The script attempts to expand the villain’s origins, a significant departure from the first film’s effective but thin ambiguity. This new lore, however, feels underdeveloped and clumsily integrated. The film introduces supernatural rules but explains them so superficially that they raise more questions than answers, a frustrating tease of a deeper mythology.
This approach can weaken the Jester’s mysterious allure without providing satisfying new depth. While many global horror films, such as the Indian masterpiece Tumbbad, build profound narratives by deeply integrating their folklore, The Jester 2 treats its mythology as a simple plot device.
This is a missed opportunity to transform a good creature feature into a great one. The film works effectively as a fun, straightforward monster movie for the Halloween season, yet it stops short of building the resonant and complex world its compelling villain clearly deserves.
The Jester 2 is a horror sequel that premiered in theaters on September 15, 2025, with a special two-night screening. It is a horror film about a teenage magician named Max who has to outsmart a supernatural killer known as the Jester on Halloween night. The film will also be available on VOD at a later date.
Full Credits
The Review
The Jester 2
The Jester 2 is a significant improvement over its predecessor, succeeding as a fun and stylish Halloween slasher. Its strength lies in the compelling dynamic between a sympathetic heroine and its physically captivating, silent villain. Fueled by creative practical kills and a welcome nostalgic tone, the film is an entertaining seasonal watch.
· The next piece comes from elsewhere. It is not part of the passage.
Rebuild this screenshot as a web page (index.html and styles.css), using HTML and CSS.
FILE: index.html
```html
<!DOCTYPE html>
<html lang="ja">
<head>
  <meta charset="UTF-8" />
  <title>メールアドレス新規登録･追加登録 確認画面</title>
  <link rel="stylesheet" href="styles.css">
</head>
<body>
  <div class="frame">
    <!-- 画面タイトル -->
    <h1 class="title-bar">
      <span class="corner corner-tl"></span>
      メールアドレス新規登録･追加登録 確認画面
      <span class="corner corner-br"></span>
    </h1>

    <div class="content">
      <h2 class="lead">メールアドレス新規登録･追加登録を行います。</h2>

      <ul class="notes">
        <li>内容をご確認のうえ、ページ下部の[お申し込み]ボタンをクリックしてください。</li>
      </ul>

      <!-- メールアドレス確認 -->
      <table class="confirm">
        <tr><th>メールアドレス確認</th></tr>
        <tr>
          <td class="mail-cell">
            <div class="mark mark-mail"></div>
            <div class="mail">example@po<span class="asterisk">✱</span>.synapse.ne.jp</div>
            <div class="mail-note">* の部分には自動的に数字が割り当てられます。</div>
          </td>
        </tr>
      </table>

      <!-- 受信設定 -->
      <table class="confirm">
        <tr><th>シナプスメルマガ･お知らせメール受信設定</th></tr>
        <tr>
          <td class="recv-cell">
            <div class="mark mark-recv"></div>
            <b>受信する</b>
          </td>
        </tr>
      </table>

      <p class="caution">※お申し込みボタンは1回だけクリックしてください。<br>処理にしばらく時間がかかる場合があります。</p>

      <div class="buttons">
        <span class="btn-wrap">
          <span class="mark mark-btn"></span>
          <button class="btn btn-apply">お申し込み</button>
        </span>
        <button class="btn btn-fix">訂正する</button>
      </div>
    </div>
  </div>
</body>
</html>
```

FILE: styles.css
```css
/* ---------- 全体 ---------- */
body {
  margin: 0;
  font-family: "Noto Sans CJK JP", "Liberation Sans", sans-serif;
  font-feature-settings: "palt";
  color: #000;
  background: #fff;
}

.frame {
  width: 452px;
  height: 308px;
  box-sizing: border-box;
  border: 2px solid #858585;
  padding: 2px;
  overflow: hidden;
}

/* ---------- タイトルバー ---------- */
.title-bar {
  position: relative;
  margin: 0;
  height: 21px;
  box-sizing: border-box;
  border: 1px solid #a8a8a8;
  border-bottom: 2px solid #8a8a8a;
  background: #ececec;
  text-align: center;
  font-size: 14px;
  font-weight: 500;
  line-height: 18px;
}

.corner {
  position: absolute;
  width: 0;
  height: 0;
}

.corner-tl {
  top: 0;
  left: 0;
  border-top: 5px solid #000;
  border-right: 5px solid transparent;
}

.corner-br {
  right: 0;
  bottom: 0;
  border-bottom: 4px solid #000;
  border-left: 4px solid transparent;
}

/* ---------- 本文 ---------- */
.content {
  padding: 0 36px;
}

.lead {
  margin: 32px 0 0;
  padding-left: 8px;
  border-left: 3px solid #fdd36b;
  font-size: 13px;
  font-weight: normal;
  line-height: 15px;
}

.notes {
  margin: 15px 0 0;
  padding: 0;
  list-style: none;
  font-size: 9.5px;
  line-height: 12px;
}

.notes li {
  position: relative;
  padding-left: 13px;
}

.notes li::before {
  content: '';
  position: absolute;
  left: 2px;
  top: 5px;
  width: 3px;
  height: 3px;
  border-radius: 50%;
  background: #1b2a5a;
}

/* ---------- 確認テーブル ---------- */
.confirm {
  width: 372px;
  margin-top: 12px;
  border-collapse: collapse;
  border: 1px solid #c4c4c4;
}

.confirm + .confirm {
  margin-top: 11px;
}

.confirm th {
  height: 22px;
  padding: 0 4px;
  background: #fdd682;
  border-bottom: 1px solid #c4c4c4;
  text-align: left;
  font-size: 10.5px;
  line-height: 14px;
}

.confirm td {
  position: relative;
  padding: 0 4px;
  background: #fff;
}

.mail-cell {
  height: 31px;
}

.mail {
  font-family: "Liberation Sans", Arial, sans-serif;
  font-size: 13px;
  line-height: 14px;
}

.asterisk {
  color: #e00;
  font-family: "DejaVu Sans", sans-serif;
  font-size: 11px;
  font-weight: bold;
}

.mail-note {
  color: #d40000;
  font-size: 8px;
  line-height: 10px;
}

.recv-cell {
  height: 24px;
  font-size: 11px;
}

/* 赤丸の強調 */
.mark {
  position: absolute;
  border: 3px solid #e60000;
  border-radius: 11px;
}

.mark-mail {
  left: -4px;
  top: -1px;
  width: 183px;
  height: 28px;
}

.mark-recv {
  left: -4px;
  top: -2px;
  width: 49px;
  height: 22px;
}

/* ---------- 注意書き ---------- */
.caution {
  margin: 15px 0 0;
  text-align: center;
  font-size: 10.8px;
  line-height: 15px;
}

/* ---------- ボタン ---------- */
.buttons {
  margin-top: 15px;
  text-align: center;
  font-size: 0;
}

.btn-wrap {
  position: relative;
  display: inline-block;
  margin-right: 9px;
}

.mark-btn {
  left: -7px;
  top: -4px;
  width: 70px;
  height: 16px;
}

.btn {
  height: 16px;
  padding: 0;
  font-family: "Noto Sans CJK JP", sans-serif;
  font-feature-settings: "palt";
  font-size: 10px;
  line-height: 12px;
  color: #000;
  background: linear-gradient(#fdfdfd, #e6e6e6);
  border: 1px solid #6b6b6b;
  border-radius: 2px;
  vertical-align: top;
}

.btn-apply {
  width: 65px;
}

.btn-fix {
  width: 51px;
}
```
It is held back by a formulaic script and a frustratingly underdeveloped mythology that prevent it from fully realizing the potential of its clever premise.
PROS
- A strong central relationship between the protagonist Max and the Jester.
- Michael Sheffield's menacing and charismatic physical performance.
- Inventive and gruesome kills executed with impressive practical effects.
- A fun, nostalgic tone and excellent Halloween atmosphere.